Trump has clear and obvious dictatorial tendencies. He rarely if ever has anything positive to say about democratically elected leaders, but he’s passionately in love with Putin, a petty dictator who’s turned his country into an economic basket case, with a GDP almost exactly the same as Australia’s in spite of a population six or seven times the size. Putin tortures and murders his opponents, or steals their money and sends them into exile, where they live in constant fear for their lives. He has likely destroyed any possibility of democracy in Russia for decades, though I try to still be optimistic about that. I have no doubt that Trump is only curbed by the institutions he lashes out at – the media, the courts, the FBI, the Department of Justice, etc, and would love nothing more than to be monarch of all he surveys, with statues and banners devoted to him everywhere. Then he wouldn’t be reduced to empty threats of suing the many women he’s abused, he could simply eliminate them – a much more permanent, and cheap, solution. He wouldn’t have to humiliate himself by begging support for the Roy Moores of the world, he could simply appoint them, as does his great love Putin.

So the point is that today’s joke can become tomorrow’s reality. Recently, Trump has expressed his ‘disappointment’ about not being able to control the Department of Justice, clearly referring to the Mueller investigation. Privately, we hear, he’s apoplectic with rage about it. We hear also about his ‘administration’ trying to set up an alternative CIA, and his lawyers suggesting he can’t obstruct justice by virtue of his position.

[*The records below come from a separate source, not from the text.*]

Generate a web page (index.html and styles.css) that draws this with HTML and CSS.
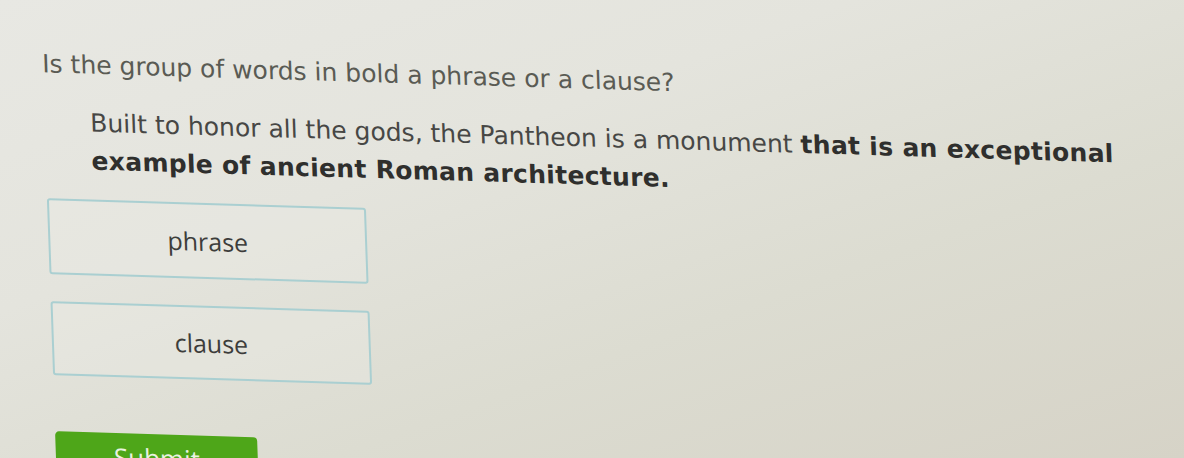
FILE: index.html
```html
<!DOCTYPE html>
<html>
<head>
<meta charset="utf-8">
<link rel="stylesheet" href="styles.css">
</head>
<body>
<main class="quiz">
  <p class="question">Is the group of words in bold a phrase or a clause?</p>
  <p class="passage">Built to honor all the gods, the Pantheon is a monument <b>that is an exceptional example of ancient Roman architecture.</b></p>
  <div class="options">
    <button class="option">phrase</button>
    <button class="option">clause</button>
  </div>
  <button class="submit">Submit</button>
</main>
</body>
</html>
```
FILE: styles.css
```css
html, body {
  margin: 0;
  height: 100%;
}
body {
  background: linear-gradient(160deg, #e8e8e3 0%, #e4e4dd 35%, #dcdcd1 65%, #d6d3c7 100%);
  font-family: "DejaVu Sans", Verdana, sans-serif;
  overflow: hidden;
}
.quiz {
  padding: 48px 0 0 40px;
  display: flex;
  flex-direction: column;
  align-items: flex-start;
  transform-origin: 0 0;
  transform: matrix(1, 0.03, 0.035, 1, 0, 0);
}
.question {
  margin: 0;
  font-size: 25px;
  line-height: 30px;
  color: #5a5b54;
}
.passage {
  margin: 24px 0 0 46px;
  font-size: 25px;
  line-height: 38px;
  color: #474745;
}
.passage b {
  color: #2f2f2d;
  letter-spacing: 0.3px;
}
.options {
  margin-top: 19px;
  display: flex;
  flex-direction: column;
  gap: 27px;
}
.option {
  width: 319px;
  height: 76px;
  background: rgba(236, 236, 230, 0.35);
  border: 2px solid #aacfd1;
  border-radius: 3px;
  font-family: "Open Sans", "Liberation Sans", sans-serif;
  font-size: 25px;
  color: #3d3d3b;
  padding: 0;
}
.option + .option {
  height: 74px;
}
.submit {
  margin: 56px 0 0 0;
  width: 202px;
  height: 50px;
  background: #4ea619;
  border: none;
  border-radius: 4px 4px 0 0;
  color: #e9f3e0;
  font-family: "Open Sans", "Liberation Sans", sans-serif;
  font-size: 26px;
  line-height: 36px;
  padding: 6px 0 0;
  display: flex;
  justify-content: center;
  align-items: flex-start;
}
```
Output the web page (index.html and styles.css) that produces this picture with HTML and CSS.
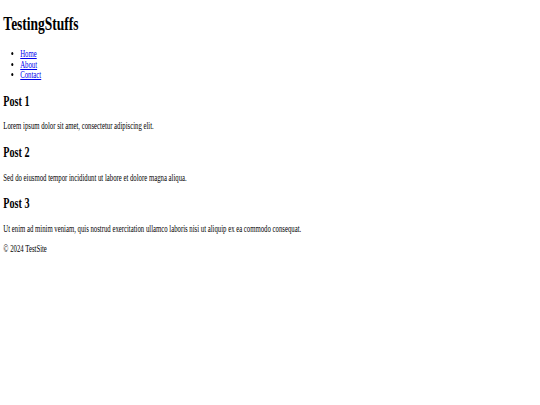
FILE: index.html
```html
<!DOCTYPE html>
<html lang="en">
<head>
<meta charset="utf-8">
<title>TestingStuffs</title>
<link rel="stylesheet" href="styles.css">
</head>
<body>
<div class="page">
  <header class="site-header">
    <h1>TestingStuffs</h1>
    <nav>
      <ul>
        <li><a href="#">Home</a></li>
        <li><a href="#">About</a></li>
        <li><a href="#">Contact</a></li>
      </ul>
    </nav>
  </header>
  <main>
    <article>
      <h2>Post 1</h2>
      <p>Lorem ipsum dolor sit amet, consectetur adipiscing elit.</p>
    </article>
    <article>
      <h2>Post 2</h2>
      <p>Sed do eiusmod tempor incididunt ut labore et dolore magna aliqua.</p>
    </article>
    <article>
      <h2>Post 3</h2>
      <p>Ut enim ad minim veniam, quis nostrud exercitation ullamco laboris nisi ut aliquip ex ea commodo consequat.</p>
    </article>
  </main>
  <footer class="site-footer">
    <p>© 2024 TestSite</p>
  </footer>
</div>
</body>
</html>
```
FILE: styles.css
```css
html, body {
  margin: 0;
  padding: 0;
  background: #ffffff;
}
.page {
  display: flow-root;
  padding: 0 4.8px;
  font-family: "Liberation Serif", "Times New Roman", serif;
  font-size: 9.6px;
  line-height: 10.7px;
  color: #000000;
  transform: scaleX(0.703);
  transform-origin: 0 0;
}
.page h1 {
  font-size: 19.2px;
  line-height: 21.6px;
  margin: 12.7px 0 14.7px;
}
.page h2 {
  font-size: 14.4px;
  line-height: 17px;
  margin: 11.7px 0;
}
.page p {
  margin: 9.4px 0;
}
.page ul {
  margin: 9.4px 0;
  padding-left: 24px;
}
.page a {
  color: #0000ee;
}
```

You want to laugh, but how many of us were laughing at the very idea of Trump’s candidacy?

All of this, it seems to me, results from a political system in which way too much power is invested in one man (hopefully there will be a female Prez some time soon). In this respect, the USA appears to have far less checks and balances than other western political systems. For example, it appears that the US Prez has veto rights over decisions made by the US congress or senate. This would be unthinkable in any other western nation that I know of. There’s also the apparent fact that the Prez is seen as the representative of justice in the country, which is why past Presidents such as Nixon have seemed confused about their relationship to the law – whether they’re above, below or adjacent to it. It’s a farcical but disturbing situation which just doesn’t occur in other western democracies, in which roles and power are more diversified and the leader is very much first among equals. The fact that legal experts are actually debating whether the American President can be accused of obstructing justice is a perfect example of the craziness at the summit of US politics. If the Prime Minister of Australia, or Great Britain, or the Chancellor of Germany tried to argue that they were above the law, they wouldn’t be just thrown out of office, they’d be laughed out of office. They say that power corrupts and absolute power corrupts absolutely; the US President’s power isn’t absolute, but it’s certainly too far on that side of the spectrum.

So Trump is currently pushing an envelope that’s already too large – the envelope of Presidential power. But there are positive signs. Certainly there’s no chance of him being re-elected, with his popularity waning and no real chance of it rising again, with a profoundly serious criminal investigation moving inexorably closer to Trump and his family, and with local elections moving against the Republicans. The tragedy is – and this is yet another problem for the US political system – that when Trump is pushed out of office, which I predict will happen next year, his administration won’t be dumped at the same time, as would happen in just every other democratic country, with fresh elections held. Instead you’d have an entirely discredited administration, led by the super-imbecilic bible-basher Mike Pence or the generally supine Paul Ryan, limping along for another two or three desolate years.

I may have made some mistakes about how the political system works in the USA, as I don’t like to get too close to it (I don’t find the odour appealing), but I do find it tiresome if not laughable when I hear American pundits talking about theirs as the greatest democracy, or their country as the cradle of democracy, etc. I am finding it entertaining at the moment though, with due deference to the poor and the struggling who are truly being done over by their absurd President and his horrendous policies.